In a female four rounder, 20 year-old Jr. lightweight Jenna "Bambi" Bertoncello of Issaquah, WA (131 1/4 lbs, now 2-1, 1 KO) decisioned 36 year-old Suzanne McDaniel of Boise, ID (135 lbs, now 0-2). Bertoncello is a former martial artist, who lacks snap and is inclined to hike her right foot off the ground a foot or two in a kind of bolo kick when throwing her right hand. This comical trick worked only because the stronger McDaniel seemed petrified in a classical bareknuckle defensive pose and didn't think to let her hands go until the final round. When McD started throwing punches, Bertoncello's various frailties were exposed.

Another female four had 153 lb Dakota Stone of Seattle, WA going to 1-1 with a decision over 164 lb Stacy Taylor of Tacoma, WA who was making her debut. The muscular Taylor had plenty of courage but her primary skill was in clinching. Stone, who has some actual amateur experience, had more skills but both women were showing signs of serious fatigue by the second round.

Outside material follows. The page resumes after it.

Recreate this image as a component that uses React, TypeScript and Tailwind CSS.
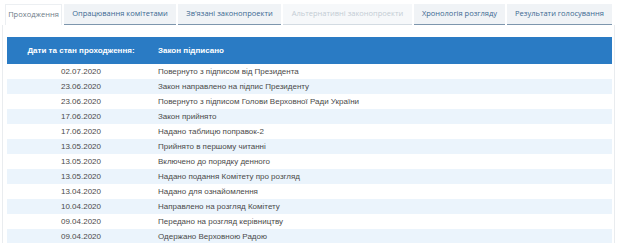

Heavyweights-- James Partch (194 1/2 lbs, now 0-2) of Portland, Or was TKO'd at 2:06 of the second round in a scheduled four by Greg Dials (240 1/2 lbs, now 2-0, 1 K0) of Tacoma, WA. This was a crude business and ref Bob Howard did Partch a favor by stopping the affair while Partch was still vertical, though battered on the ropes.

In fairness to matchmaker Georgino, it must be mentioned that the undercard bouts were last minute pairings magicked into being within three days of the event. Though the Lucky Eagle commonly has solid cards as much as a month or six weeks in advance, the flue and fluke season had wreaked havoc on the original line-up.